Since moving into the starting lineup last week, Foye has averaged 18.6 points in three games. In two of the three games, he had four assists.


“I put a lot of pressure on myself, especially now with Eric out, I’m that guy they go to on the perimeter,” Foye said after scoring a season-high 21 points in the Clippers’ victory over Charlotte on Saturday.

“Me and BD [Baron Davis] kind of split it. I’m just putting pressure on myself to make plays. Once your confidence is there, anything can happen.”

More minutes makes a difference, too.

Foye logged a season-high 40-plus minutes and made four three-point baskets against the Bobcats, also a season high.


“He’s getting an opportunity to play more consistent minutes,” Del Negro said Sunday after practice. “And he’s getting a little more comfortable and we need him to play well.

“That’s a positive. It’s not the role I envisioned for him. With Eric and Baron, he’s your third guard and can come in and play point, play the two, score, spread the defense. If they double-team Blake [Griffin], he can make a shot.”

That was the plan, originally. But Foye missed the first chunk of the season because of an injured hamstring, and now Gordon could be out for a month because of an injured right wrist.

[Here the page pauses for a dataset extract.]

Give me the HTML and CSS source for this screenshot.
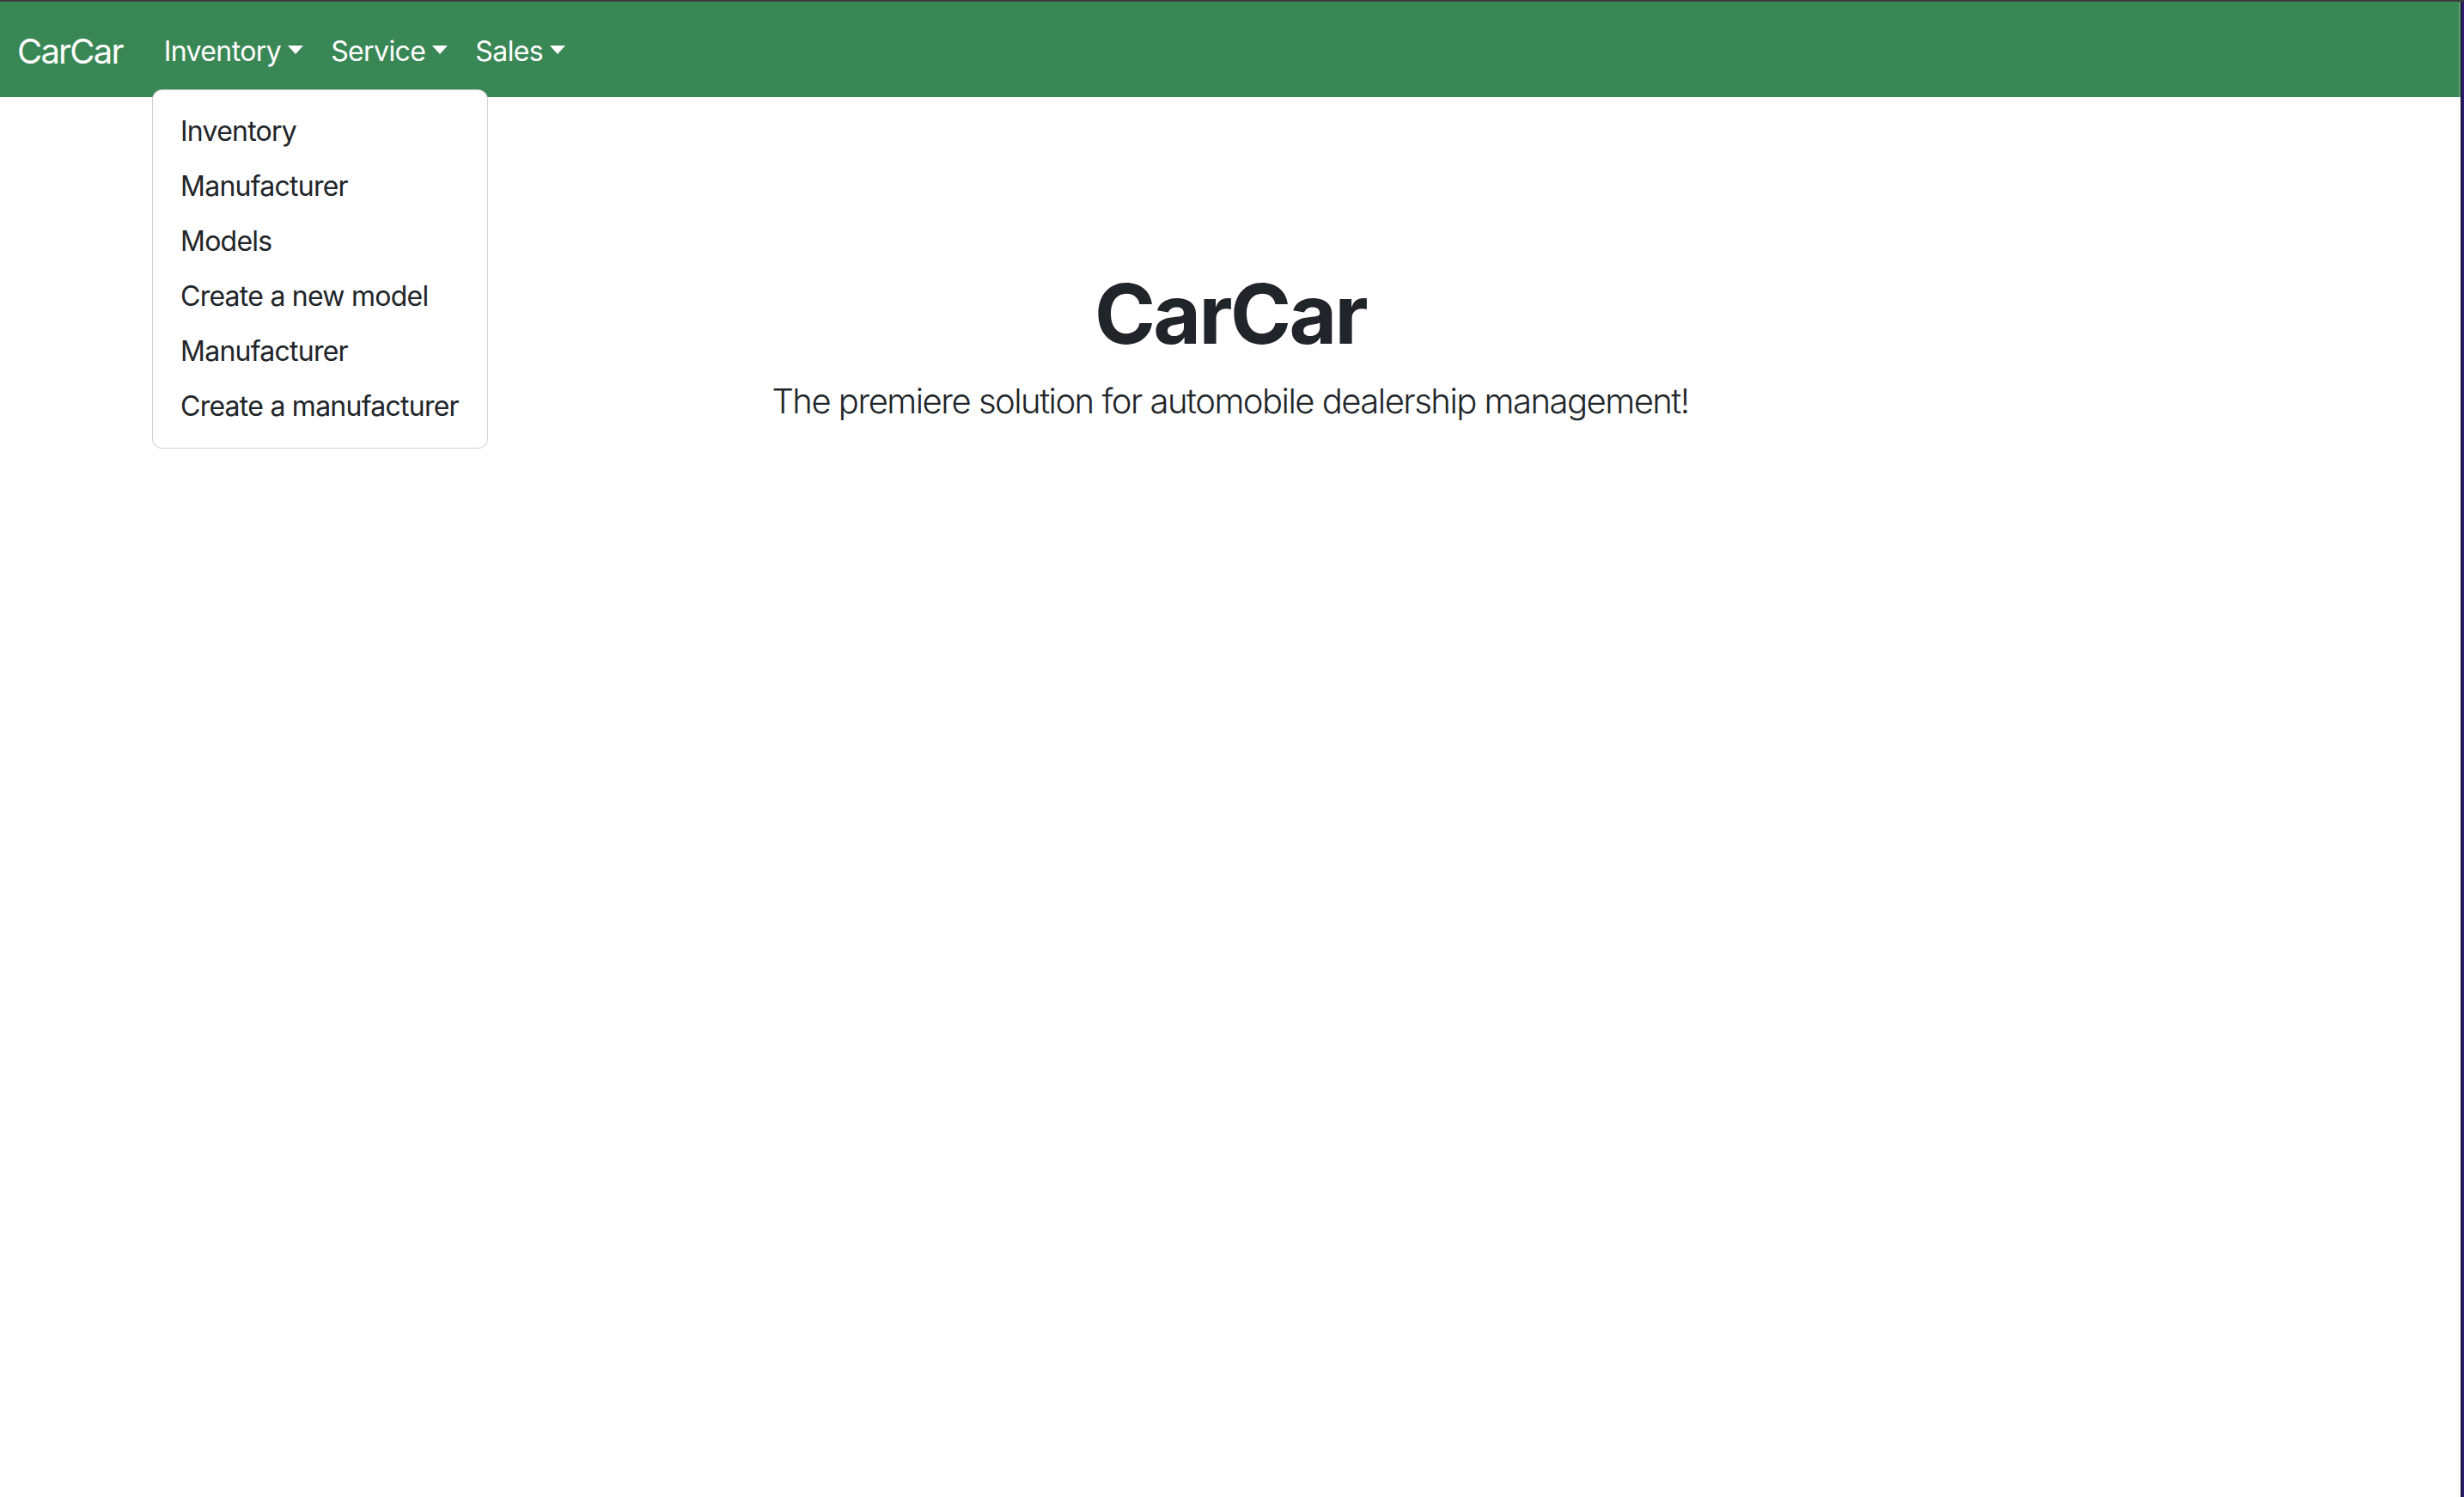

That means the Clippers have had Davis, Gordon and Foye available and in the lineup at the same time for a little more than five weeks this season.


After Foye came back for good, on Dec. 18 at Chicago, the Clippers were 12-7. They are 1-4 since Gordon’s injury.

Lobs and spins

Davis and Foye are testing the limits with their long lobs to the dunking machine, Griffin.

How far can they go?


“Hopefully 94 feet,” Davis said, laughing. “I thought Randy threw an excellent pass to Blake in the first half. Blake has amazing hands and is a hard worker. Just a great play.”

He was talking about Foye’s lob, which looked like a 60-foot throw.

“It was crazy,” Griffin said. “I didn’t think he was going to throw it. But he did. And he put it right on the money and made it easy for me. I’m sure they can [go back farther]. The easy part is just catching and dunking. I’m sure those guys can go even farther and farther back.”

That was hardly the best Griffin highlight, however. There was Griffin’s stunning reverse pivot, spinning 360-degree layup.


“After I spun off my man, I saw somebody else come. I didn’t see who it was,” Griffin said. “I just saw his feet. So I just tried to jump into him and turn and get a shot off.”

Said Foye: “I didn’t know what to do. I kind of went back on my heels. He did that move. It was sick.”

Foye thought for a second about a name for Griffin’s spin move.

“Tasmanian Devil, something like that,” he said.